1. A method of forming a solar cell device, comprising:
positioning a solar cell substrate in a first processing chamber, the solar cell substrate having a first region and a second region that comprise elements that are used to form a solar cell device;
forming a first conductive layer on the first region and the second region in the first processing chamber; and
forming a second conductive layer on the first conductive layer using an electrochemical plating process, wherein forming the second conductive layer comprises:
forming a first metal layer on at least a portion of the first conductive region; and
forming a second metal layer on at least a portion of the second conductive region.
2. The method of claim 1, wherein the first metal layer and the second metal layer comprises copper.
3. The method of claim 1, further comprising forming a third conductive layer over the first and second metal layers by immersing the first and second metal layers and an electrode in a second electrolyte and biasing the first and second metal layers relative to the electrode using a power supply.
4. The method of claim 3, wherein the second electrolyte contains a metal ion selected from a group consisting of tin, silver, copper, gold, zinc, and lead.
5. The method of claim 1, wherein the second conductive layer is formed on a non-light receiving side of the solar cell substrate and the sum of the surface area of the second conductive layer is greater than 70% of the surface area of the non-light receiving side of the solar cell substrate.
6. The method of claim 1, wherein the second conductive layer is formed on a light receiving side of the substrate and the sum of the surface area of the second conductive layer is less than 30% of the surface area of the light receiving side of the solar cell substrate.
7. The method of claim 1, further comprising removing at least a portion of the first conductive layer from the surface of the substrate to electrically isolate the first region from the second region.
8. The method of claim 1, wherein forming the second conductive layer is performed in a second process chamber.

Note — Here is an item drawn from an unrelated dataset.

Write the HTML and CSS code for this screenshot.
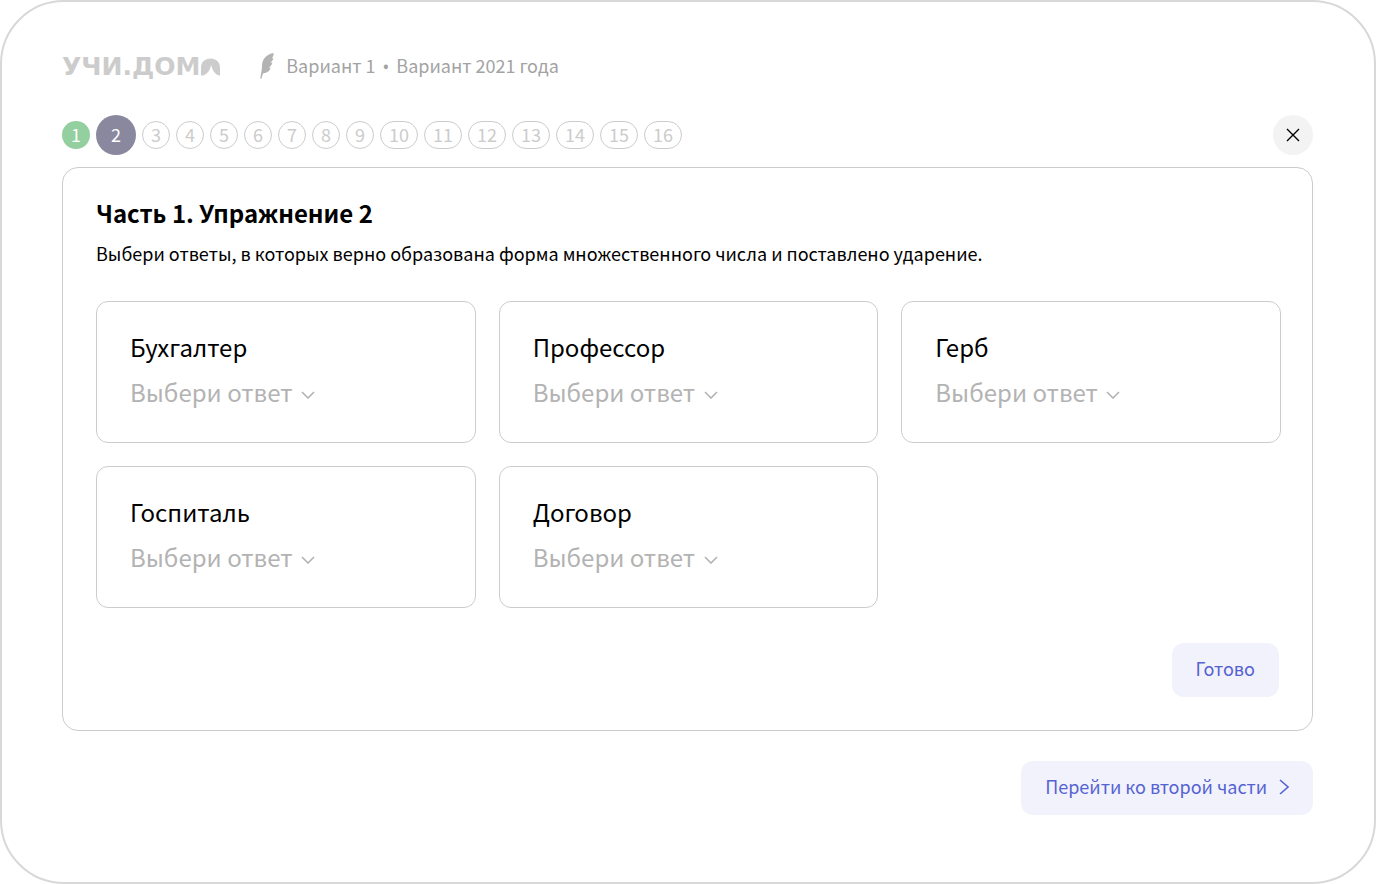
FILE: index.html
```html
<!DOCTYPE html>
<html lang="ru">
<head>
<meta charset="utf-8">
<meta name="viewport" content="width=device-width, initial-scale=1">
<title>Учи.Дома — Вариант 1</title>
<link rel="stylesheet" href="styles.css">
</head>
<body>
<div class="frame">
  <header class="header">
    <a class="logo" href="#" aria-label="Учи.Дома">
      <span class="logo-text">УЧИ.ДОМ</span>
      <svg class="logo-mark" width="20" height="18" viewBox="0 0 20 18" aria-hidden="true"><path fill="currentColor" d="M1 16.500V10C1 4 5 0.500 10.500 0.500S20 4 20 10V17.500C15.500 17 12.500 13 11 6.500 10.500 11.500 8 15.500 3 17.500Q1 18 1 16.500Z"/></svg>
    </a>
    <div class="variant">
      <svg class="feather" width="14" height="26" viewBox="0 0 14 26" aria-hidden="true"><path fill="currentColor" d="M13.500 0C7 1 1.800 6 2 13 2 18 0.500 22 0.300 25.500L1.300 26 3 20.500C7.500 19.500 10 18 10.500 14.500L8.500 14.800C10.500 13.500 12 12 12.300 9.500L10.300 9.800C12 8.500 13 7.500 13.300 5L11.800 5.200C13.300 3.500 13.800 2 13.500 0Z"/></svg>
      <span class="variant-text">Вариант 1 <span class="dot">•</span> Вариант 2021 года</span>
    </div>
  </header>

  <div class="toolbar">
    <nav class="steps" aria-label="Упражнения">
      <button class="step done">1</button>
      <button class="step current" aria-current="step">2</button>
      <button class="step">3</button>
      <button class="step">4</button>
      <button class="step">5</button>
      <button class="step">6</button>
      <button class="step">7</button>
      <button class="step">8</button>
      <button class="step">9</button>
      <button class="step wide">10</button>
      <button class="step wide">11</button>
      <button class="step wide">12</button>
      <button class="step wide">13</button>
      <button class="step wide">14</button>
      <button class="step wide">15</button>
      <button class="step wide">16</button>
    </nav>
    <button class="close" aria-label="Закрыть">
      <svg width="14" height="14" viewBox="0 0 14 14" aria-hidden="true"><path fill="none" stroke="currentColor" stroke-width="1.400" d="M1 1 13 13M13 1 1 13"/></svg>
    </button>
  </div>

  <main class="panel">
    <h1 class="title">Часть 1. Упражнение 2</h1>
    <p class="task">Выбери ответы, в которых верно образована форма множественного числа и поставлено ударение.</p>
    <div class="cards">
      <div class="card">
        <label class="word" for="w1">Бухгалтер</label>
        <div class="picker"><select id="w1"><option>Выбери ответ</option></select><svg class="chevron" width="14" height="8" viewBox="0 0 14 8" aria-hidden="true"><path d="M1 1 7 7 13 1"/></svg></div>
      </div>
      <div class="card">
        <label class="word" for="w2">Профессор</label>
        <div class="picker"><select id="w2"><option>Выбери ответ</option></select><svg class="chevron" width="14" height="8" viewBox="0 0 14 8" aria-hidden="true"><path d="M1 1 7 7 13 1"/></svg></div>
      </div>
      <div class="card">
        <label class="word" for="w3">Герб</label>
        <div class="picker"><select id="w3"><option>Выбери ответ</option></select><svg class="chevron" width="14" height="8" viewBox="0 0 14 8" aria-hidden="true"><path d="M1 1 7 7 13 1"/></svg></div>
      </div>
      <div class="card">
        <label class="word" for="w4">Госпиталь</label>
        <div class="picker"><select id="w4"><option>Выбери ответ</option></select><svg class="chevron" width="14" height="8" viewBox="0 0 14 8" aria-hidden="true"><path d="M1 1 7 7 13 1"/></svg></div>
      </div>
      <div class="card">
        <label class="word" for="w5">Договор</label>
        <div class="picker"><select id="w5"><option>Выбери ответ</option></select><svg class="chevron" width="14" height="8" viewBox="0 0 14 8" aria-hidden="true"><path d="M1 1 7 7 13 1"/></svg></div>
      </div>
    </div>
    <div class="actions"><button class="button">Готово</button></div>
  </main>

  <footer class="footer">
    <button class="button">Перейти ко второй части
      <svg class="arrow" width="10" height="16" viewBox="0 0 10 16" aria-hidden="true"><path fill="none" stroke="currentColor" stroke-width="1.600" d="M1 1 9 8 1 15"/></svg>
    </button>
  </footer>
</div>
</body>
</html>
```
FILE: styles.css
```css
* { box-sizing: border-box; }

body {
  margin: 0;
  background: #fff;
  color: #000;
  font: 18px/28px "Noto Sans CJK SC", "Noto Sans", sans-serif;
}

button, select { font: inherit; color: inherit; }
button { padding: 0; border: 0; cursor: pointer; }
svg { flex: none; }

.frame {
  min-height: 100vh;
  padding: 50px 61px 66px 60px;
  border: 2px solid #d8d8d8;
  border-radius: 64px;
}

.header { display: flex; align-items: center; gap: 40px; height: 28px; }

.logo { display: flex; align-items: center; padding-top: 2px; color: #ccc; text-decoration: none; }
.logo-text { font: bold 25px/28px "DejaVu Sans", sans-serif; }

.variant { display: flex; align-items: center; gap: 12px; color: #a3a3a3; }
.variant-text { padding-bottom: 2px; }
.feather { color: #b3b3b3; }
.dot { margin: 0 3px; font-family: "Noto Sans", sans-serif; }

.toolbar { display: flex; align-items: center; justify-content: space-between; margin-top: 35px; }
.steps { display: flex; align-items: center; gap: 6px; }
.step {
  width: 28px;
  height: 28px;
  padding-bottom: 2px;
  border: 1px solid #ccc;
  border-radius: 20px;
  background: #fff;
  color: #ccc;
  line-height: 24px;
}
.step.wide { width: 38px; }
.step.done { border: 0; background: #93cf9f; color: #fff; }
.step.current { width: 40px; height: 40px; border: 0; background: #89889f; color: #fff; }

.close {
  display: flex;
  align-items: center;
  justify-content: center;
  width: 40px;
  height: 40px;
  border-radius: 50%;
  background: #f3f3f3;
}

.panel {
  margin-top: 12px;
  padding: 29px 31px 33px 33px;
  border: 1px solid #ccc;
  border-radius: 16px;
}
.title { margin: 0; font-size: 24px; line-height: 32px; font-weight: 700; }
.task { margin: 10px 0 0; }

.cards { display: grid; grid-template-columns: repeat(3, 1fr); gap: 23px; margin-top: 34px; }
.card { height: 142px; padding: 27px 33px; border: 1px solid #ccc; border-radius: 12px; }
.word { display: block; font-size: 24px; line-height: 36px; }
.picker { display: flex; align-items: center; margin-top: 9px; color: #b3b3b3; font-size: 24px; line-height: 36px; }
.picker select {
  height: 36px;
  padding: 0 22px 0 0;
  border: 0;
  background: none;
  appearance: none;
}
.chevron { margin-left: -14px; margin-top: 6px; fill: none; stroke: currentColor; stroke-width: 1.6; pointer-events: none; }

.actions { display: flex; justify-content: flex-end; margin: 35px 2px 0 0; }
.button {
  display: flex;
  align-items: center;
  gap: 12px;
  height: 54px;
  padding: 0 24px 4px;
  border-radius: 12px;
  background: #f2f2fc;
  color: #5563d2;
}
.arrow { margin-top: 2px; }

.footer { display: flex; justify-content: flex-end; margin-top: 30px; }
```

9. A method of forming a solar cell device, comprising:
positioning a solar cell substrate in a first processing chamber, the solar cell substrate having a first region and a second region that comprise elements that are used to form a solar cell device;
forming a first conductive layer over a portion of the first region and the second region in the first processing chamber; and
forming a second conductive layer over a portion of the first conductive layer using an electrochemical plating process, wherein forming the second conductive layer comprises:
disposing a masking plate having first surface and a plurality of apertures formed therein over at least a portion of the first conductive layer, wherein the plurality of apertures are in communication with a first surface;
contacting the first conductive layer with an electrical contact; and
forming the second conductive layer over the first conductive layer by immersing the substrate and an electrode in a first electrolyte and electrically biasing the electrical contact relative to the electrode, wherein the second metal layer is simultaneously formed within the areas exposed by apertures formed in the masking plate.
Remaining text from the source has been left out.